> **Problem**
Take the lines from the top down to and including the one with "</style></head><body>" and repeat them exactly. Omit images.
-- Begin Records shown --
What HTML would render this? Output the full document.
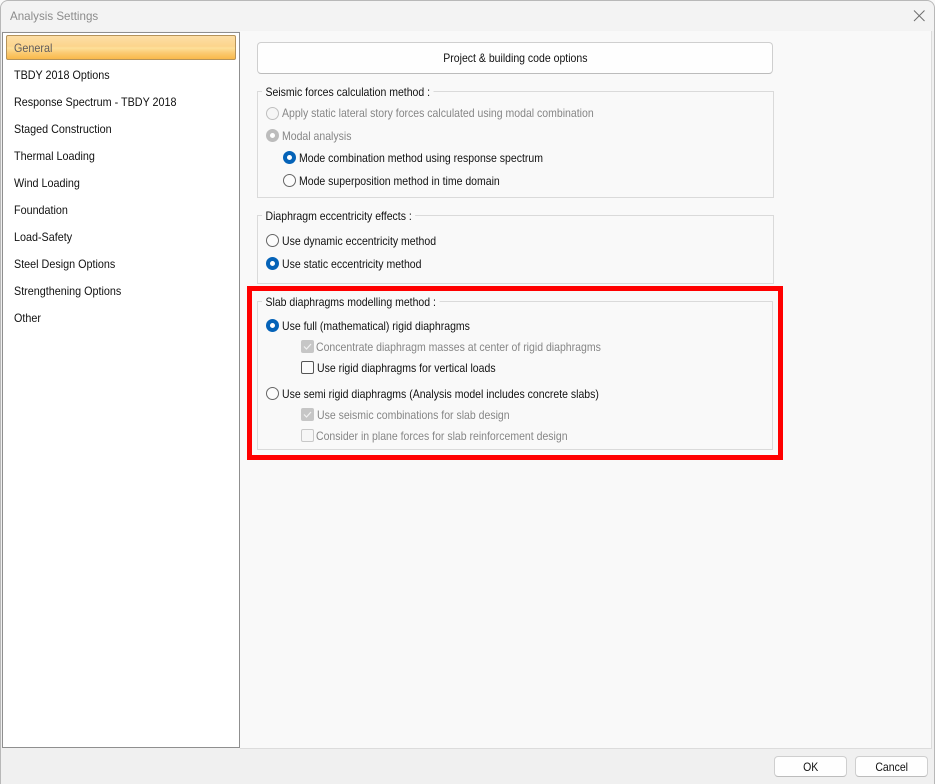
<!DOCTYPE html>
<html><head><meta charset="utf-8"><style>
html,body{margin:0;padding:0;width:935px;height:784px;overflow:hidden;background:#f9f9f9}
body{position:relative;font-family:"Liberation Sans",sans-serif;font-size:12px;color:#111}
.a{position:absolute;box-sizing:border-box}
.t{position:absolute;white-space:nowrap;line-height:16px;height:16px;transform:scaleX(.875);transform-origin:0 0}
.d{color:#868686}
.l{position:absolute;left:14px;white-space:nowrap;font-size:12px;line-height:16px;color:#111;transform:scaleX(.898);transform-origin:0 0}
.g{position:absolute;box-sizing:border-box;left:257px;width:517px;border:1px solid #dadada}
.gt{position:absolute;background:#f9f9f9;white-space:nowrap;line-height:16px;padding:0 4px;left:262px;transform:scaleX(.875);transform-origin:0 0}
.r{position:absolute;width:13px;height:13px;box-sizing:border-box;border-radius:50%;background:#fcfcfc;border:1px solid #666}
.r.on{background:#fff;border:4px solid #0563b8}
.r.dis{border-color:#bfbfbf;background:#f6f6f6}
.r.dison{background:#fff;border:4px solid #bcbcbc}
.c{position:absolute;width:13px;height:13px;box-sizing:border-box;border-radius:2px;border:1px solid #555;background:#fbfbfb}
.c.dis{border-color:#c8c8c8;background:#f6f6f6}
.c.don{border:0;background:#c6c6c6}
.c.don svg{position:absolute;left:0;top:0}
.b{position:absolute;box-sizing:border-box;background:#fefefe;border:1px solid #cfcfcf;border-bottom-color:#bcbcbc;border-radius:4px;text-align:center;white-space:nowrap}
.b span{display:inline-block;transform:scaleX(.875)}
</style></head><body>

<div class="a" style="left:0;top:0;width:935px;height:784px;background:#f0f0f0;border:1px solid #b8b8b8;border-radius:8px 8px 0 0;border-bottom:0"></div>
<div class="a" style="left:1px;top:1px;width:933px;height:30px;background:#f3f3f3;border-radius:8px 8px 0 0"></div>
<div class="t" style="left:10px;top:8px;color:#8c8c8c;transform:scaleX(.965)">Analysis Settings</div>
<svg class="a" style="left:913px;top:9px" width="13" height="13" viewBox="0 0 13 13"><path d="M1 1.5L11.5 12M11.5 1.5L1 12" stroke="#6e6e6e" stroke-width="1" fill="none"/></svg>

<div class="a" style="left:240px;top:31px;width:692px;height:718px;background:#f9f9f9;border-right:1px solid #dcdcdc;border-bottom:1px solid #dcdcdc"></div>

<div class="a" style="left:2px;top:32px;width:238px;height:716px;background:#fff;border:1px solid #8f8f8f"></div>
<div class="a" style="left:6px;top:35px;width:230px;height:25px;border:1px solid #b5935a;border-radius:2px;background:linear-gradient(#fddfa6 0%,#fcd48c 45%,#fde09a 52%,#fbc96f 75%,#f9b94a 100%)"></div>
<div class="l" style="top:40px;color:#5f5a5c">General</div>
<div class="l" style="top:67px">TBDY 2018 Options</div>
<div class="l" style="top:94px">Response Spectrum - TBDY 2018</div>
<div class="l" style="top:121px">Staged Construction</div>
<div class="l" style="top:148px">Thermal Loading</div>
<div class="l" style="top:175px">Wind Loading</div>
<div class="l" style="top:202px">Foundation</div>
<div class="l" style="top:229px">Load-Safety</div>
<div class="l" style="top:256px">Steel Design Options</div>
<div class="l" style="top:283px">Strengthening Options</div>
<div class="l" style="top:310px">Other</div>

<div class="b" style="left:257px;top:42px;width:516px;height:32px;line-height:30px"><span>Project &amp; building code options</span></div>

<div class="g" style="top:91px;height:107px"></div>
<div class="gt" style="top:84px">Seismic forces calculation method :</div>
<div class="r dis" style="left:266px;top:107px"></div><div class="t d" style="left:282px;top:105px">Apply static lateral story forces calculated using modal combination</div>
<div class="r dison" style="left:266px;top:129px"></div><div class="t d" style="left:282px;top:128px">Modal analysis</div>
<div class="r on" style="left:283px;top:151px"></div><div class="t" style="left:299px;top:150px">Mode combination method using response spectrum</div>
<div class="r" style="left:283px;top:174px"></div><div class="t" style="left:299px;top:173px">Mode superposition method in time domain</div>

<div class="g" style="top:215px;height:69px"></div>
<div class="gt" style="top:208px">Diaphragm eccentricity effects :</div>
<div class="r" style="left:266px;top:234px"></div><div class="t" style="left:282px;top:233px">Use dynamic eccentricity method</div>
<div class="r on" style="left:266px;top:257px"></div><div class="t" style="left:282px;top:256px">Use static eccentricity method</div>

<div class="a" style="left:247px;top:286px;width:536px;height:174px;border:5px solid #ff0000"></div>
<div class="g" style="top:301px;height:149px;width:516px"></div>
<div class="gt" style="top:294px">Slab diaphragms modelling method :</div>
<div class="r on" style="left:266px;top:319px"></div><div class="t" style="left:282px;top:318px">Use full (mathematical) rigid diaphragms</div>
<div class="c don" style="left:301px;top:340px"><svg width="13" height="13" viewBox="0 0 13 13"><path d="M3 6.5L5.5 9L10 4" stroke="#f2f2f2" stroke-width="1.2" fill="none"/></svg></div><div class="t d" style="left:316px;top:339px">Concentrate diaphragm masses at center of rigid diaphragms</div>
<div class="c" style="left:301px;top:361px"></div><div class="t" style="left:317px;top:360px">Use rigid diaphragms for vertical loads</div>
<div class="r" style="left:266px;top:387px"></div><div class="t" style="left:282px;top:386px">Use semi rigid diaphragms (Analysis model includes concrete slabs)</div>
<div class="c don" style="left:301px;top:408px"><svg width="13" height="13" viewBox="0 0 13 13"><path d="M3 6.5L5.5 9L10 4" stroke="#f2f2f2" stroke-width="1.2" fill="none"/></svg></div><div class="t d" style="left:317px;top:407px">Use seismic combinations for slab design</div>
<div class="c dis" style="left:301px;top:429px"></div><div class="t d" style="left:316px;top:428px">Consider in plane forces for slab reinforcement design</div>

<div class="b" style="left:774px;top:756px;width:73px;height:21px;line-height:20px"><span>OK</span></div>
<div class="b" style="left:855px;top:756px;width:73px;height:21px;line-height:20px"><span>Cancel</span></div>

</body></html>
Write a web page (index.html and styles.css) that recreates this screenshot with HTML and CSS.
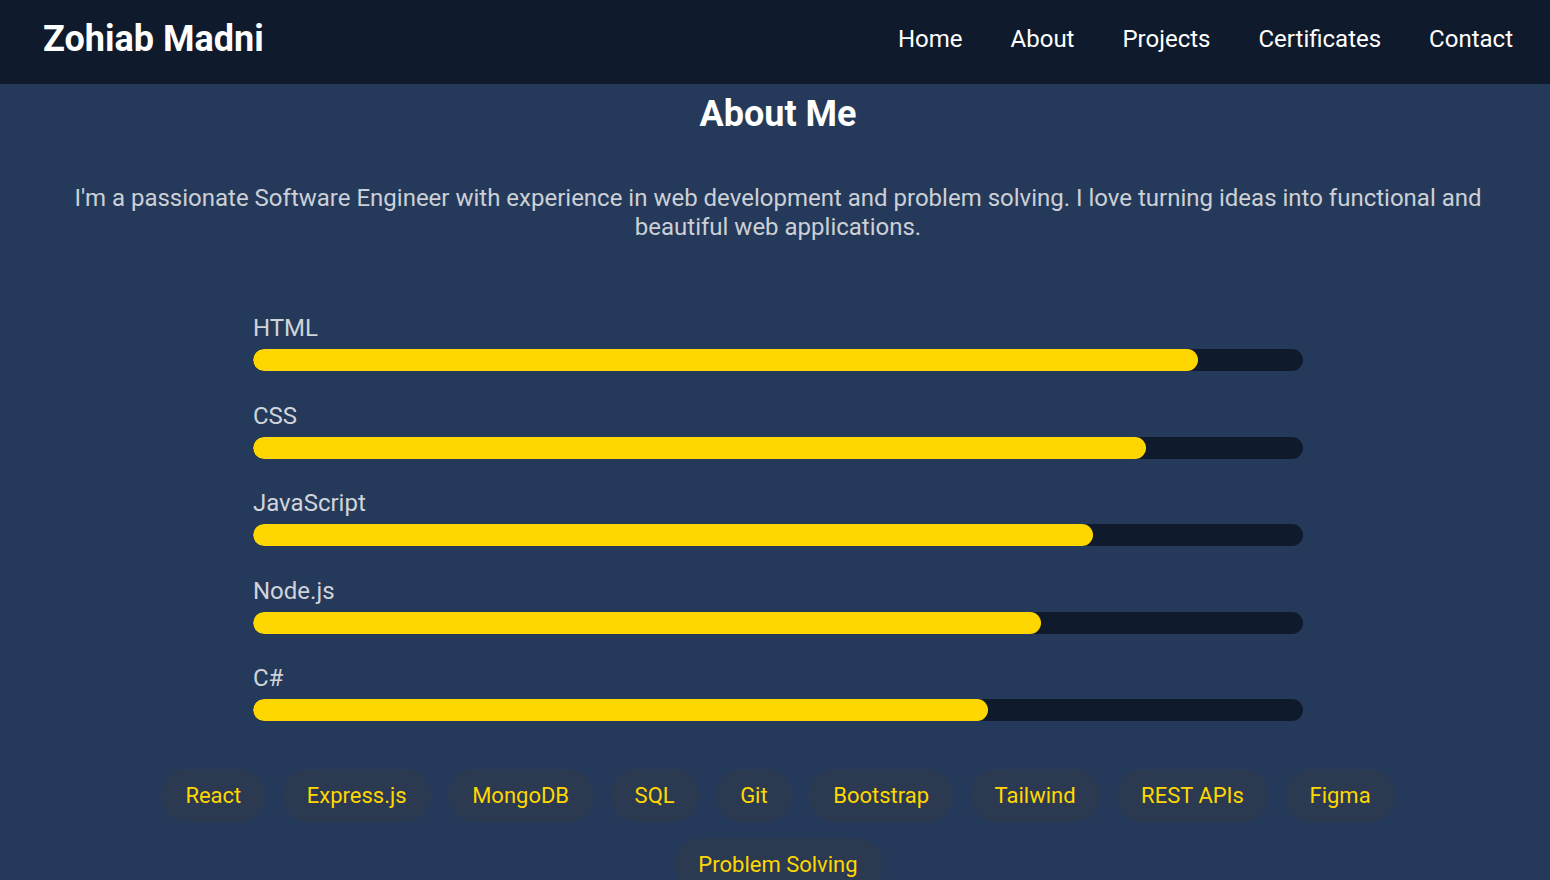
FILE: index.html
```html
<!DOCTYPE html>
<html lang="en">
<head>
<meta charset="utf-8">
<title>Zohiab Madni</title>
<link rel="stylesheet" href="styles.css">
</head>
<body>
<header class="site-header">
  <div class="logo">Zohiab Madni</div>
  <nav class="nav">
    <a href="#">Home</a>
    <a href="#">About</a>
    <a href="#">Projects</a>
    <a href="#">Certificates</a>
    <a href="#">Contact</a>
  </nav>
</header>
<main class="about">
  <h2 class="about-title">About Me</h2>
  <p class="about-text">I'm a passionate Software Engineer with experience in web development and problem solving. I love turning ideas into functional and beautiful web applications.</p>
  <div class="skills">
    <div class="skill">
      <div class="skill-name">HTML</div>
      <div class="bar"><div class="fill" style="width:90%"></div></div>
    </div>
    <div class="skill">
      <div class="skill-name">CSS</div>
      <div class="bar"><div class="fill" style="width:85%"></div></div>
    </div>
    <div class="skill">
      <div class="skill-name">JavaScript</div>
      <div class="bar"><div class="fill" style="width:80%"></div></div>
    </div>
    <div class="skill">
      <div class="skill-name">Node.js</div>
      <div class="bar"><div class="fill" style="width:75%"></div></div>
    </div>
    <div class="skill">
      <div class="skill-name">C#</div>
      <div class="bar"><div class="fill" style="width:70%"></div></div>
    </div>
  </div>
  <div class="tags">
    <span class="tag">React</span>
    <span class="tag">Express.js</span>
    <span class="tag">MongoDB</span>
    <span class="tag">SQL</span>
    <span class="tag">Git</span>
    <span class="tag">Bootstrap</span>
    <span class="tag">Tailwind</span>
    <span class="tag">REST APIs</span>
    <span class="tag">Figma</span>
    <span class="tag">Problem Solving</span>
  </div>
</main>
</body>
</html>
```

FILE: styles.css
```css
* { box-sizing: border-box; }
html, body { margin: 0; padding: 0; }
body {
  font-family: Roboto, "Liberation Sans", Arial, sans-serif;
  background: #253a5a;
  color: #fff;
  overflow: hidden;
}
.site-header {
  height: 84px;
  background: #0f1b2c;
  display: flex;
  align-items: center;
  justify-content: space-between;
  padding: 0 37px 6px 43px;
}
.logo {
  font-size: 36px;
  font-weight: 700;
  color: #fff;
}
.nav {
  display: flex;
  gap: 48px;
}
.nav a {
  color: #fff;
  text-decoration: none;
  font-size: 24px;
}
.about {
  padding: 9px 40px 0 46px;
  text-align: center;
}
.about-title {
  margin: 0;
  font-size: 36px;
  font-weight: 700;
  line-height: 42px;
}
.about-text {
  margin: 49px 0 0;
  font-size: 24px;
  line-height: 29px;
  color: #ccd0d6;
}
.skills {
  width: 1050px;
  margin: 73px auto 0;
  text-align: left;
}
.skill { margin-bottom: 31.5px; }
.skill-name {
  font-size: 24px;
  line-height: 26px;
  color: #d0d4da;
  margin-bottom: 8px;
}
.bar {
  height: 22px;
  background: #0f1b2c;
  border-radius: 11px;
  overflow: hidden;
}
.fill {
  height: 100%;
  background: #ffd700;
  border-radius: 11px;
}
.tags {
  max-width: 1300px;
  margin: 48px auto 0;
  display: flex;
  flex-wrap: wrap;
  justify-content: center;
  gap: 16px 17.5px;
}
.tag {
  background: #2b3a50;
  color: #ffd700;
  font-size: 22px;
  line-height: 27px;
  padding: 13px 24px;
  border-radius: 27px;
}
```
-- End Records shown --
> **Response for this exercise**
What HTML would render this? Output the full document.
<!DOCTYPE html>
<html><head><meta charset="utf-8"><style>
html,body{margin:0;padding:0;width:935px;height:784px;overflow:hidden;background:#f9f9f9}
body{position:relative;font-family:"Liberation Sans",sans-serif;font-size:12px;color:#111}
.a{position:absolute;box-sizing:border-box}
.t{position:absolute;white-space:nowrap;line-height:16px;height:16px;transform:scaleX(.875);transform-origin:0 0}
.d{color:#868686}
.l{position:absolute;left:14px;white-space:nowrap;font-size:12px;line-height:16px;color:#111;transform:scaleX(.898);transform-origin:0 0}
.g{position:absolute;box-sizing:border-box;left:257px;width:517px;border:1px solid #dadada}
.gt{position:absolute;background:#f9f9f9;white-space:nowrap;line-height:16px;padding:0 4px;left:262px;transform:scaleX(.875);transform-origin:0 0}
.r{position:absolute;width:13px;height:13px;box-sizing:border-box;border-radius:50%;background:#fcfcfc;border:1px solid #666}
.r.on{background:#fff;border:4px solid #0563b8}
.r.dis{border-color:#bfbfbf;background:#f6f6f6}
.r.dison{background:#fff;border:4px solid #bcbcbc}
.c{position:absolute;width:13px;height:13px;box-sizing:border-box;border-radius:2px;border:1px solid #555;background:#fbfbfb}
.c.dis{border-color:#c8c8c8;background:#f6f6f6}
.c.don{border:0;background:#c6c6c6}
.c.don svg{position:absolute;left:0;top:0}
.b{position:absolute;box-sizing:border-box;background:#fefefe;border:1px solid #cfcfcf;border-bottom-color:#bcbcbc;border-radius:4px;text-align:center;white-space:nowrap}
.b span{display:inline-block;transform:scaleX(.875)}
</style></head><body>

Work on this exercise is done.